Homemade Checks Using Wrong Ink Tangles Banks

As more people start producing checks on their computer printers at home, some are making it impossible for their banks to process the items with high-speed equipment, industry leaders warn.

The problem: The equipment cannot scan a check if it does not bear special magnetic inks. Checks that come from commercial printers have these inks, but many of the do-it-yourself ones do not. Such inks — “toners,” in printer parlance — are available for use in personal printers, but the vendors promoting check-printing software often fail to mention the issue or play it down, the American Bankers Association said in a press release last week.

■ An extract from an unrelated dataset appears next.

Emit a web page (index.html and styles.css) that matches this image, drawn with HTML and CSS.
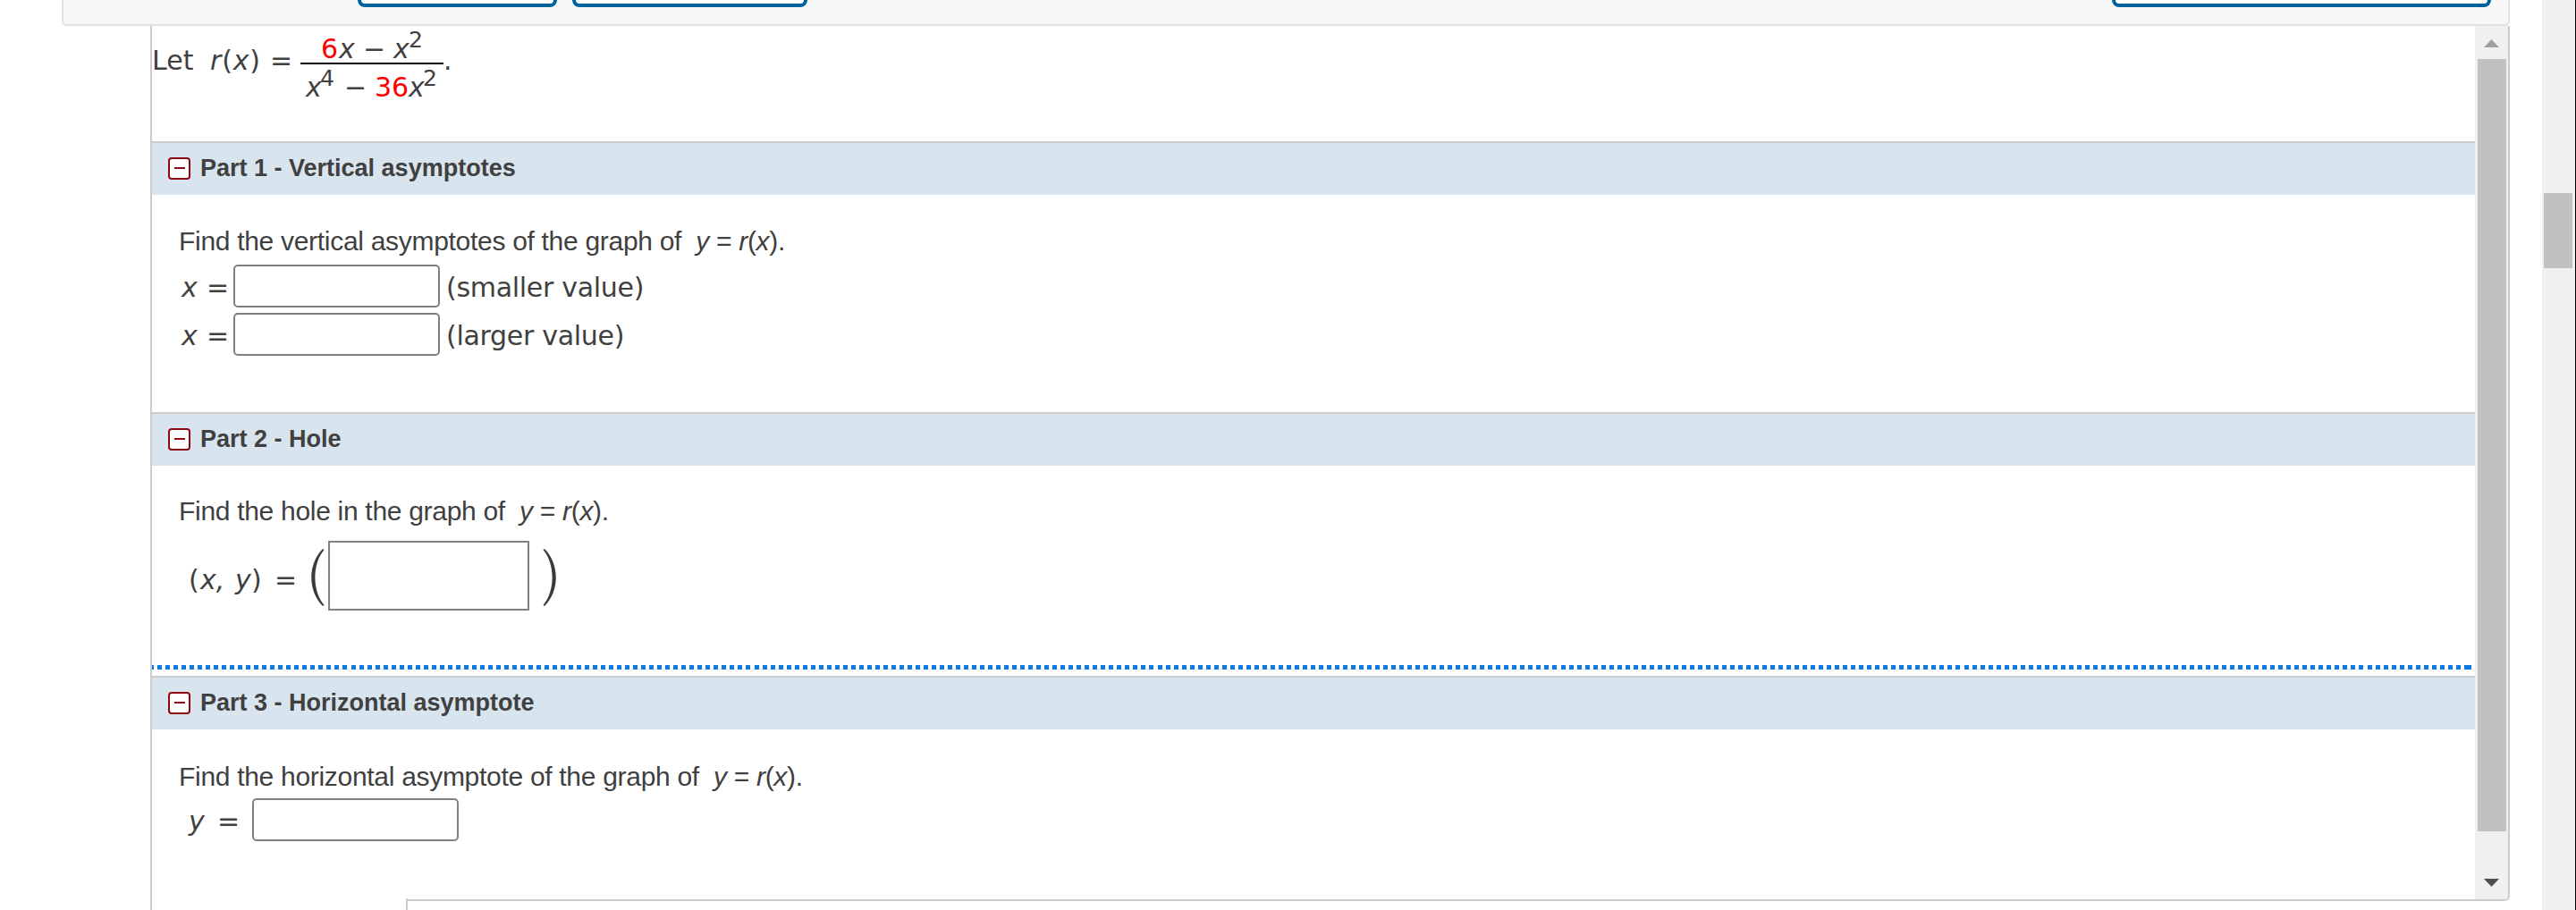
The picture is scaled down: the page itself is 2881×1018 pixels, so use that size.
FILE: index.html
```html
<!DOCTYPE html>
<html lang="en">
<head>
    <meta charset="UTF-8">
    <meta name="viewport" content="width=device-width, initial-scale=1.0">
    <title>Asymptotes</title>
    <link rel="stylesheet" href="styles.css">
</head>
<body>

<div class="page">
    <div class="toolbar">
        <div class="tool-btn first"></div>
        <div class="tool-btn second"></div>
        <div class="tool-btn last"></div>
    </div>

    <div class="panel">
        <div class="viewport">
            <div class="content">
                <div class="statement math">
                    <span class="let">Let</span>
                    <span class="func"><i>r</i>(<i>x</i>)</span>
                    <span class="equals">=</span>
                    <div class="fraction">
                        <div class="numerator">
                            <span class="red n-six">6</span>
                            <i class="n-x">x</i>
                            <span class="n-minus">−</span>
                            <i class="n-x2">x</i>
                            <span class="exp">2</span>
                        </div>
                        <div class="denominator">
                            <i class="d-x4">x</i>
                            <span class="exp d-four">4</span>
                            <span class="d-minus">−</span>
                            <span class="red d-num">36</span>
                            <i class="d-x2">x</i>
                            <span class="exp">2</span>
                        </div>
                    </div>
                    <span>.</span>
                </div>

                <div class="part-header">
                    <span class="toggle"></span>
                    <h2>Part 1 - Vertical asymptotes</h2>
                </div>
                <div class="part-body part1">
                    <p>Find the vertical asymptotes of the graph of&nbsp; <i>y</i> = <i>r</i>(<i>x</i>).</p>
                    <div class="answer math">
                        <i class="var">x</i>
                        <span class="eq">=</span>
                        <input type="text">
                        <span class="hint">(smaller value)</span>
                    </div>
                    <div class="answer math">
                        <i class="var">x</i>
                        <span class="eq">=</span>
                        <input type="text">
                        <span class="hint">(larger value)</span>
                    </div>
                </div>

                <div class="part-header">
                    <span class="toggle"></span>
                    <h2>Part 2 - Hole</h2>
                </div>
                <div class="part-body part2">
                    <p>Find the hole in the graph of&nbsp; <i>y</i> = <i>r</i>(<i>x</i>).</p>
                    <div class="point math">
                        <span class="pt-open">(</span>
                        <i class="pt-x">x,</i>
                        <i class="pt-y">y</i>
                        <span class="pt-close">)</span>
                        <span class="pt-eq">=</span>
                        <svg class="paren" width="15" height="64" viewBox="0 0 15 64"><path d="M13 0C-4 17-4 47 13 64L14.500 63C1 47 1 17 14.500 1Z"/></svg>
                        <div class="math-box"></div>
                        <svg class="paren close" width="15" height="64" viewBox="0 0 15 64"><path d="M2 0C19 17 19 47 2 64L.500 63C14 47 14 17 .500 1Z"/></svg>
                    </div>
                    <div class="dots"></div>
                </div>

                <div class="part-header">
                    <span class="toggle"></span>
                    <h2>Part 3 - Horizontal asymptote</h2>
                </div>
                <div class="part-body part3">
                    <p>Find the horizontal asymptote of the graph of&nbsp; <i>y</i> = <i>r</i>(<i>x</i>).</p>
                    <div class="answer math">
                        <i class="var">y</i>
                        <span class="eq">=</span>
                        <input type="text">
                    </div>
                </div>
                <div class="bottom-line"></div>
            </div>
            <div class="scrollbar">
                <div class="arrow up"></div>
                <div class="thumb"></div>
                <div class="arrow down"></div>
            </div>
        </div>
        <div class="below"></div>
    </div>
</div>

<!-- Page scrollbar -->
<div class="page-scroll">
    <div class="page-thumb"></div>
</div>

</body>
</html>
```
FILE: styles.css
```css
* {
    box-sizing: border-box;
}

body {
    margin: 0;
    height: 1018px;
    display: flex;
    overflow: hidden;
    background-color: #fff;
    color: #404040;
    font-family: Arial, "Liberation Sans", sans-serif;
    font-size: 30px;
}

.page {
    width: 2807px;
    height: 1018px;
}

.toolbar {
    display: flex;
    height: 29px;
    margin-left: 69px;
    padding-left: 329px;
    background-color: #f7f7f7;
    border: 2px solid #e3e3e3;
    border-top: none;
    border-radius: 0 0 5px 5px;
}

.tool-btn {
    height: 8px;
    border: 4px solid #00629b;
    border-top: none;
    border-radius: 0 0 8px 8px;
    background-color: #fff;
}

.first {
    width: 223px;
}

.second {
    width: 263px;
    margin-left: 17px;
}

.last {
    width: 424px;
    margin-left: auto;
    margin-right: 19px;
}

.panel {
    height: 989px;
    margin-left: 168px;
    border-left: 2px solid #ccc;
}

.viewport {
    display: flex;
    height: 979px;
}

.content {
    display: flex;
    flex-direction: column;
    width: 2598px;
}

.math {
    display: flex;
    align-items: flex-start;
    font-family: Verdana, "DejaVu Sans", sans-serif;
    font-size: 30px;
}

.red {
    color: #f00;
}

/* Problem statement */
.statement {
    height: 129px;
    line-height: 38px;
    padding-top: 20px;
}

.let {
    width: 65px;
}

.func {
    width: 67px;
    letter-spacing: 0.8px;
}

.equals {
    width: 34px;
}

.fraction {
    width: 160px;
    margin-top: -11px;
}

.numerator {
    display: flex;
    height: 34px;
    padding-left: 23px;
    line-height: 33px;
    border-bottom: 2px solid #000;
}

.denominator {
    display: flex;
    padding-left: 6px;
    line-height: 51px;
}

.exp {
    font-size: 25px;
}

.numerator .exp {
    line-height: 13px;
}

.denominator .exp {
    line-height: 31px;
}

.n-six {
    width: 20px;
}

.n-x {
    width: 27px;
}

.n-minus {
    width: 34px;
}

.n-x2 {
    width: 17px;
}

.d-x4 {
    width: 16px;
}

.d-four {
    width: 27px;
}

.d-minus {
    width: 34px;
}

.d-num {
    width: 38px;
}

.d-x2 {
    width: 16px;
}

/* Part headings */
.part-header {
    display: flex;
    align-items: center;
    height: 60px;
    padding-left: 18px;
    padding-bottom: 2px;
    background-color: #d9e5ee;
    border-top: 2px solid #ccc;
}

.part-header h2 {
    margin: 0 0 0 11px;
    font-size: 27px;
    line-height: 56px;
}

.toggle {
    display: flex;
    align-items: center;
    justify-content: center;
    width: 25px;
    height: 25px;
    border: 2px solid #8f0a10;
    border-radius: 4px;
    background-color: #fff;
}

.toggle::before {
    content: "";
    width: 12px;
    height: 2px;
    background-color: #8f0a10;
}

/* Part contents */
.part-body p {
    margin: 0;
    padding-left: 30px;
    line-height: 46px;
    letter-spacing: -0.3px;
}

.part1 {
    height: 243px;
    padding-top: 29px;
}

.part2 {
    height: 235px;
    padding-top: 28px;
}

.part3 {
    height: 190px;
    padding-top: 30px;
}

.answer {
    height: 48px;
    margin-top: 3px;
    padding-left: 33px;
    line-height: 51px;
}

.answer + .answer {
    margin-top: 6px;
}

.answer input {
    width: 231px;
    height: 48px;
    padding: 2px 4px;
    border: 2px solid #808080;
    border-radius: 5px;
    background-color: #fff;
    font-size: 26px;
}

.var {
    width: 28px;
}

.eq {
    width: 30px;
}

.hint {
    margin-left: 7px;
    letter-spacing: -0.3px;
}

.part3 .answer {
    margin-top: 1px;
    padding-left: 41px;
}

.part3 .var {
    width: 32px;
}

.part3 .eq {
    width: 39px;
}

.point {
    height: 78px;
    margin-top: 10px;
    padding-left: 41px;
    line-height: 87px;
}

.pt-open {
    width: 13px;
}

.pt-x {
    width: 39px;
}

.pt-y {
    width: 18px;
}

.pt-close {
    width: 26px;
}

.pt-eq {
    width: 41px;
}

.paren {
    margin-top: 9px;
    fill: #3a3a3a;
}

.math-box {
    width: 225px;
    height: 78px;
    margin: 0 15px 0 4px;
    border: 2px solid #808080;
}

.dots {
    height: 5px;
    margin: 61px 4px 0 0;
    background: repeating-linear-gradient(to right, #0a7ce2 0, #0a7ce2 5px, transparent 5px, transparent 9.02px);
    background-position-x: -3px;
}

.bottom-line {
    height: 2px;
    margin-top: auto;
    margin-left: 285px;
    background-color: #ccc;
}

/* Scrollbars */
.scrollbar {
    display: flex;
    flex-direction: column;
    align-items: center;
    width: 39px;
    padding-top: 15px;
    background-color: #f0f0f0;
    border-right: 2px solid #ccc;
    border-bottom: 2px solid #ccc;
    border-bottom-right-radius: 6px;
}

.arrow {
    width: 17px;
    height: 9px;
}

.up {
    background-color: #a0a0a0;
    clip-path: polygon(50% 0, 100% 100%, 0 100%);
}

.down {
    margin-top: 53px;
    background-color: #505050;
    clip-path: polygon(0 0, 100% 0, 50% 100%);
}

.thumb {
    width: 32px;
    height: 864px;
    margin-top: 13px;
    background-color: #c1c1c1;
}

.below {
    height: 13px;
    margin-top: -3px;
    margin-left: 284px;
    border-left: 2px solid #ccc;
}

.page-scroll {
    width: 38px;
    height: 1018px;
    margin-left: auto;
    padding: 216px 3px 0 2px;
    background-color: #f0f0f0;
    border-right: 1px solid #000;
}

.page-thumb {
    width: 32px;
    height: 84px;
    background-color: #c1c1c1;
}
```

As a result, a growing numbers of customers — mostly individuals and small businesses — are likely to encounter delays in the clearing and posting of their checks, the ABA said. This could lead to overdrafts or other financial complications for the customers, as well as higher processing costs and customer-relations hassles for the banks, said the trade group, which is urging bankers to educate their clients before these problems arise.

“Consumers, if they are going to print their own checks, need to be aware of banks’ standards and inquire into getting the correct toner for their printer,” said Richard Clausen, the senior vice president of liability risk management at Bank of America Corp. and a member of the ABA’s deposit account fraud committee.

Banks use machines with magnetic ink character recognition technology to read account and bank information from checks and process them automatically. Checks travel through the machines at speeds of more than 60 miles per hour.

“We want to make sure that customers understand that the financial industry is still highly reliant on MICR ink,” said Ed Potter, the vice president of operating services at J.P. Morgan Chase & Co. and a member of the ABA committee. “MICR has been around since the 1950s, and the finance industry has been refining the process of clearing checks in an infrastructure that is based entirely on reading the MICR line.”

Homemade checks that don’t use magnetic ink “thwart the whole process,” he said.

If the equipment cannot read a check, a lengthy process begins in the back office, Mr. Potter said: The check is examined by bank employees for possible fraud, and if it is valid, its information must be entered into the bank’s computer system manually. It can take several hours to a day longer to process such a check, he said.

Mr. Clausen said dozens of companies, many of them small, currently offer check-printing software over the Internet. The software provides check layouts, which the customer then prints onto blank check stock, he said.

Though the homemade checks are valid even if magnetic ink is not used — and banks generally do not charge extra to process these items — “banks cannot handle the checks in a normal fashion, and it takes a long time for the bank to handle,” Mr. Clausen said.

James Regan, the vice president of deposit accounting operations at Bank of New York Co. and a member of the ABA committee, said bank customers who do not use MICR ink, which is easy to obtain, “seemed very surprised to find that MICR has to be used” in order for the machines to process the checks automatically. “Customers are telling us that nothing in their software package said anything about using magnetic ink.”

In the last couple of months Bank of New York has processed at least a dozen checks per month printed with nonmagnetic ink, versus an average of two to three per month previously, he said.

“As more and more people start using the Internet, it’s starting to grow,” Mr. Regan said.